--- Records shown ---

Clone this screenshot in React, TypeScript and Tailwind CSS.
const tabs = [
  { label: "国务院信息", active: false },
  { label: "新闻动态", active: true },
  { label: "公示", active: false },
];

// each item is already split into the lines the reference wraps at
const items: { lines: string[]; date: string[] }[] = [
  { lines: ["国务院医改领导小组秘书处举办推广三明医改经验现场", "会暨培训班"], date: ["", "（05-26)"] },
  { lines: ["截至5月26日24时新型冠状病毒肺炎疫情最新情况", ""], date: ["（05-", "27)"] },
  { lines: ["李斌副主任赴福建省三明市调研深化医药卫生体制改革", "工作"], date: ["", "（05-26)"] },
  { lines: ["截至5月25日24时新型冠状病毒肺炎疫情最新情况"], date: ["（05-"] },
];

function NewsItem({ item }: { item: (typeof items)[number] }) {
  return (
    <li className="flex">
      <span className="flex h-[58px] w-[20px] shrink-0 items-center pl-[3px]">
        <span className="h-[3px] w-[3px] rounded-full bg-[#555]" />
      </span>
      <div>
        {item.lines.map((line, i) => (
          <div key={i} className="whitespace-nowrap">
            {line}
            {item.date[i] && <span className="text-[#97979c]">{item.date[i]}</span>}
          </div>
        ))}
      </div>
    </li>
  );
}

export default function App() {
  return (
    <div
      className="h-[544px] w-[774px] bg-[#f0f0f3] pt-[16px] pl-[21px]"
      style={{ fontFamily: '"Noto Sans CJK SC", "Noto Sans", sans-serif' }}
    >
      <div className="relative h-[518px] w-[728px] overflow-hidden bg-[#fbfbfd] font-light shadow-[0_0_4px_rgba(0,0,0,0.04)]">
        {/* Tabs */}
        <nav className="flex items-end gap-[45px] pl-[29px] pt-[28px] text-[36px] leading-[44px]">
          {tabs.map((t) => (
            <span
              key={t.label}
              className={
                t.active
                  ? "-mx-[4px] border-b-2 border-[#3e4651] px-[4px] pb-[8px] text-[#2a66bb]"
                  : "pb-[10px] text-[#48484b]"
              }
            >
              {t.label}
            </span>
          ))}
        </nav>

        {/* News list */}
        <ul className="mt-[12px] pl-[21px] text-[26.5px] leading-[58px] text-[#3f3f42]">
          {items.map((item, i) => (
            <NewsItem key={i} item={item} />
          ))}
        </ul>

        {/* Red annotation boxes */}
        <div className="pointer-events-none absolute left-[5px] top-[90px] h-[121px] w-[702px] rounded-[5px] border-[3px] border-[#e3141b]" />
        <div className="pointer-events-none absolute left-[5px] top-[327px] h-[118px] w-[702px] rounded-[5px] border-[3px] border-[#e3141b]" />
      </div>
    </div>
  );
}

---
--- Records shown ---

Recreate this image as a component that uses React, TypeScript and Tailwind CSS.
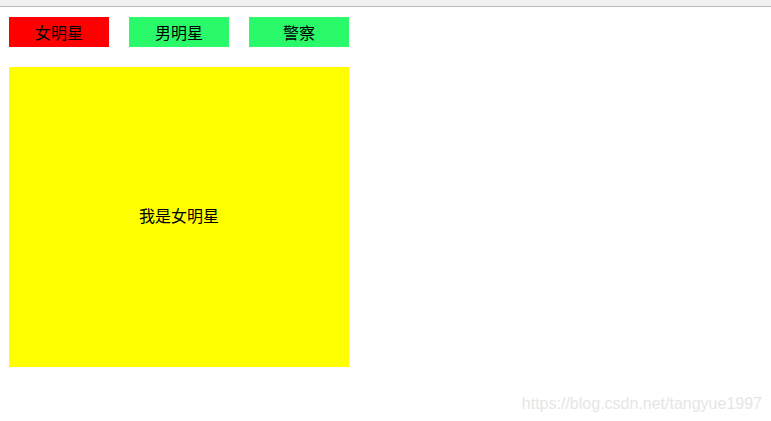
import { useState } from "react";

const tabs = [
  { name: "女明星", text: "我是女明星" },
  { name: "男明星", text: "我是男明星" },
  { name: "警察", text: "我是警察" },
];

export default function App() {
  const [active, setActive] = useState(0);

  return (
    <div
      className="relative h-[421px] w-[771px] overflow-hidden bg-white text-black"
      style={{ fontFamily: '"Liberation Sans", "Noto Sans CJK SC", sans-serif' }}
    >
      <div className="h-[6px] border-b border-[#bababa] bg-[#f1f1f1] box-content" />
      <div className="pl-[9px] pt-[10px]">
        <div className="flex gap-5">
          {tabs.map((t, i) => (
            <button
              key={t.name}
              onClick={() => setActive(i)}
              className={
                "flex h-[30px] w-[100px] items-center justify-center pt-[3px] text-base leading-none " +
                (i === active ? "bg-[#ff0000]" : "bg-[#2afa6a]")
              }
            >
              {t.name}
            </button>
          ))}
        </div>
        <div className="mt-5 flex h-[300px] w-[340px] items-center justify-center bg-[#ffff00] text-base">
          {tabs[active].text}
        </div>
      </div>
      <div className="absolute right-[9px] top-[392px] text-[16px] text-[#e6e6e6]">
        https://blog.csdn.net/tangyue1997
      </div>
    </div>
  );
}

---

→ Direction
Copy the listing above exactly, but only from the line with "Recreate this image" through the line with "const [active, setActive] = useState(0);", including those two lines and excluding any picture.

→ Exercise response
Recreate this image as a component that uses React, TypeScript and Tailwind CSS.
import { useState } from "react";

const tabs = [
  { name: "女明星", text: "我是女明星" },
  { name: "男明星", text: "我是男明星" },
  { name: "警察", text: "我是警察" },
];

export default function App() {
  const [active, setActive] = useState(0);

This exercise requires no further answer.